Most AI debates are really data debates. Users want to know what happens to their information, whether it is stored, and how to turn features off. Organisations need controls that are auditable, not just statements in a policy document.
A consent and preference centre is a product pattern that turns those expectations into concrete UI, data flows, and operational rules.
Separate consent from configuration
Users often need two kinds of control:
- Consent controls. Whether certain data can be processed at all, and under what conditions.
- Preference controls. Tone, language, and personalisation choices that improve experience (see assistant memory).
Mixing these into one toggle usually confuses users and complicates compliance.
Define what users can opt out of
Opt-outs should map to real system behaviours, not just UI states. Common opt-outs include:
- Personalisation and memory. Disable long-term storage of preferences and user facts.
- Telemetry content. Reduce or disable content-bearing logs while keeping operational metadata.
- External processing. Restrict data flows to certain vendors or regions (see data residency).
Implement data rights as workflows
Data rights requests are operational workflows, not legal text. At minimum, ensure you can:
- Explain. What data was processed, where it flowed, and which vendors were involved (see telemetry schema).
- Export. Provide a user-visible view of stored preferences and memory.

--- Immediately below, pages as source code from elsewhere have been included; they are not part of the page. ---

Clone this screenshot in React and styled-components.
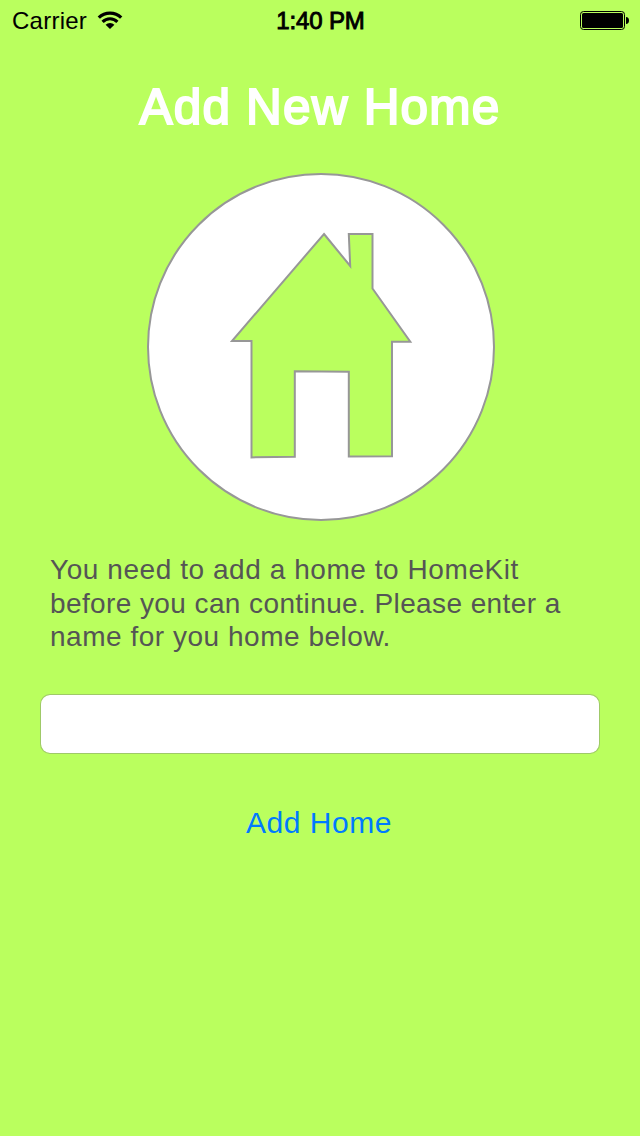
import React from "react";
import styled, { createGlobalStyle } from "styled-components";

const LIME = "#baff5e";

const GlobalStyle = createGlobalStyle`
  * { box-sizing: border-box; }
  body {
    margin: 0;
    background: ${LIME};
    font-family: "Liberation Sans", Arial, sans-serif;
  }
`;

const Screen = styled.main`
  width: 640px;
  height: 1136px;
  display: flex;
  flex-direction: column;
  align-items: center;
  overflow: hidden;
  background: ${LIME};
`;

const StatusBar = styled.header`
  width: 100%;
  height: 42px;
  padding: 0 11px 0 12px;
  display: grid;
  grid-template-columns: 1fr auto 1fr;
  align-items: center;
  font-size: 24px;
  line-height: 42px;
  color: #000;
`;

const CarrierGroup = styled.div`
  display: flex;
  align-items: center;
  gap: 10px;
  letter-spacing: 0.25px;
`;

const Clock = styled.div`
  letter-spacing: -0.15px;
  -webkit-text-stroke: 0.9px #000;
`;

const BatteryIcon = styled.svg`
  justify-self: end;
`;

const Title = styled.h1`
  margin: 35px 0 0;
  font-size: 49.5px;
  font-weight: 400;
  line-height: 60px;
  letter-spacing: 1.2px;
  color: #fff;
  -webkit-text-stroke: 2px #fff;
`;

const HomeBadge = styled.svg`
  flex: none;
  margin: 35px 0 0 2px;
`;

const Message = styled.p`
  width: 540px;
  margin: 31px 0 0;
  font-size: 28px;
  line-height: 33.5px;
  color: #555;
`;

const MessageLine = styled.span`
  display: block;
  white-space: nowrap;
  letter-spacing: ${({ $tracking }) => $tracking}px;
`;

const NameField = styled.input`
  width: 560px;
  height: 60px;
  margin-top: 40.5px;
  padding: 0 14px;
  border: 1px solid rgba(120, 120, 120, 0.4);
  border-radius: 10px;
  background: #fff;
  background-clip: padding-box;
  font: inherit;
  font-size: 28px;
  outline: none;
`;

const AddButton = styled.button`
  margin: 51px 2px 0 0;
  padding: 0;
  border: 0;
  background: none;
  font-family: inherit;
  font-size: 30px;
  line-height: 36px;
  letter-spacing: 0.55px;
  color: #007aff;
`;

export default function App() {
  return (
    <>
      <GlobalStyle />
      <Screen>
        <StatusBar>
          <CarrierGroup>
            <span>Carrier</span>
            <svg width="26" height="20" viewBox="0 0 26 20" fill="none" stroke="#000">
              <path d="M1.8 6.6 A16 16 0 0 1 24.2 6.6" strokeWidth="3.3" />
              <path d="M5.6 10.9 A10.3 10.3 0 0 1 20.4 10.9" strokeWidth="3.1" />
              <path d="M13 18 L8.6 13.8 A6 6 0 0 1 17.4 13.8 Z" fill="#000" stroke="none" />
            </svg>
          </CarrierGroup>
          <Clock>1:40 PM</Clock>
          <BatteryIcon width="49" height="20" viewBox="0 0 49 20">
            <rect x="0.5" y="0.5" width="44" height="18" rx="3" fill="none" stroke="#000" />
            <rect x="2" y="2" width="41" height="15" rx="1.5" fill="#000" />
            <path d="M46 6 C48 6 49 7.5 49 9.5 C49 11.5 48 13 46 13 Z" fill="#000" />
          </BatteryIcon>
        </StatusBar>
        <Title>Add New Home</Title>
        <HomeBadge width="350" height="350" viewBox="146 172 350 350" stroke="#979797" strokeWidth="2">
          <circle cx="321" cy="347" r="173" fill="#fff" />
          <path
            fill={LIME}
            d="M324 234 L350.2 266 L348.8 234 H372.5 V288.5 L410.3 341.7 H392 V456.3 L348.8 456.6 V371.7 L294.8 371.2 V456.8 L251.5 457.4 V341 H232 Z"
          />
        </HomeBadge>
        <Message>
          <MessageLine $tracking={0.56}>You need to add a home to HomeKit</MessageLine>
          <MessageLine $tracking={0.4}>before you can continue. Please enter a</MessageLine>
          <MessageLine $tracking={0.52}>name for you home below.</MessageLine>
        </Message>
        <NameField type="text" aria-label="Home name" />
        <AddButton type="button">Add Home</AddButton>
      </Screen>
    </>
  );
}
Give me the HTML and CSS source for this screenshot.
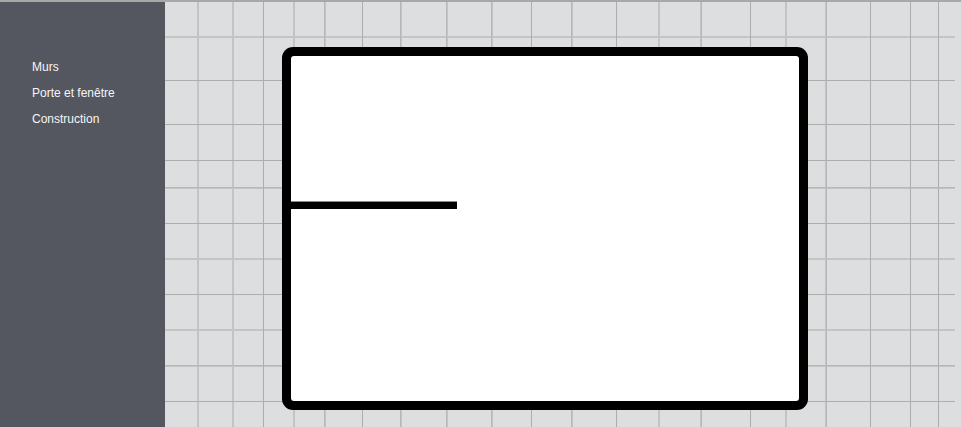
FILE: index.html
```html
<!DOCTYPE html>
<html lang="fr">
<head>
<meta charset="utf-8">
<title>Plan</title>
<link rel="stylesheet" href="styles.css">
</head>
<body>
<div class="app">
  <nav class="sidebar">
    <a class="tool" href="#murs">Murs</a>
    <a class="tool" href="#portes">Porte et fenêtre</a>
    <a class="tool" href="#construction">Construction</a>
  </nav>
  <main class="canvas">
    <svg class="plan" aria-hidden="true">
      <!-- grid: soft lines are two pixels wide, sharp lines one -->
      <path class="soft" d="M32 0h2v425h-2zM67 0h2v425h-2zM128 0h2v425h-2zM159 0h2v425h-2zM235 0h2v425h-2zM281 0h2v425h-2zM326 0h2v425h-2zM406 0h2v425h-2zM493 0h2v425h-2zM535 0h2v425h-2zM620 0h2v425h-2zM660 0h2v425h-2z"/>
      <path class="soft" d="M0 34h790v2H0zM0 185h790v2H0zM0 256h790v2H0zM0 327h790v2H0zM0 363h790v2H0z"/>
      <path class="sharp" d="M98 0h1v425h-1zM197 0h1v425h-1zM366 0h1v425h-1zM451 0h1v425h-1zM585 0h1v425h-1zM705 0h1v425h-1zM745 0h1v425h-1zM773 0h1v425h-1z"/>
      <path class="sharp" d="M0 78h790v1H0zM0 122h790v1H0zM0 158h790v1H0zM0 221h790v1H0zM0 292h790v1H0zM0 399h790v1H0z"/>
      <path class="mid" d="M159 0h1v425h-1zM235 0h1v425h-1zM281 0h1v425h-1zM326 0h1v425h-1zM406 0h1v425h-1zM536 0h1v425h-1zM661 0h1v425h-1zM0 185h790v1H0zM0 363h790v1H0z"/>
      <!-- walls -->
      <rect class="wall" x="117" y="45" width="526" height="363" rx="11"/>
      <rect class="room" x="126" y="54" width="508" height="345" rx="3"/>
      <rect class="wall" x="126" y="200" width="166" height="7"/>
      <rect class="edge" x="126" y="199" width="166" height="1"/>
    </svg>
  </main>
</div>
</body>
</html>
```
FILE: styles.css
```css
* {
  box-sizing: border-box;
}

body {
  margin: 0;
  background: #dddee0;
  font-family: "Liberation Sans", Helvetica, Arial, sans-serif;
  font-size: 12px;
  line-height: 16px;
}

.app {
  display: flex;
  min-height: 100vh;
  border-top: 2px solid #a8a8a9;
}

.sidebar {
  display: flex;
  flex: 0 0 165px;
  flex-direction: column;
  gap: 10px;
  padding: 57px 16px 16px 32px;
  background: #54575f;
}

.tool {
  color: #f6f6f7;
  text-decoration: none;
  white-space: nowrap;
}

.canvas {
  display: flex;
  flex: 1;
  min-width: 0;
}

.plan {
  flex: 1;
  min-width: 0;
  min-height: 425px;
}

.soft {
  fill: #c3c4c4;
}

.mid {
  fill: #b6b7b7;
}

.sharp {
  fill: #acadad;
}

.wall {
  fill: #000;
}

.room {
  fill: #fff;
}

.edge {
  fill: #888;
}
```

- Delete. Remove memory and content-bearing data from stores, indexes and caches (see retention and deletion).
Make consent decisions auditable
Consent and opt-out decisions should be captured as structured decisions with reason codes and policy versions. This supports investigations and audits (see decision logging and compliance audits).
Keep the UX honest
Trust improves when controls are transparent:
- Explain what a toggle actually changes in the system.
- Show when a feature is unavailable due to policy or region (see policy localisation).
- Communicate changes via release notes when behaviour shifts (see release notes).
Consent is a trust feature. Treat it as product design plus operational enforcement, not a checkbox.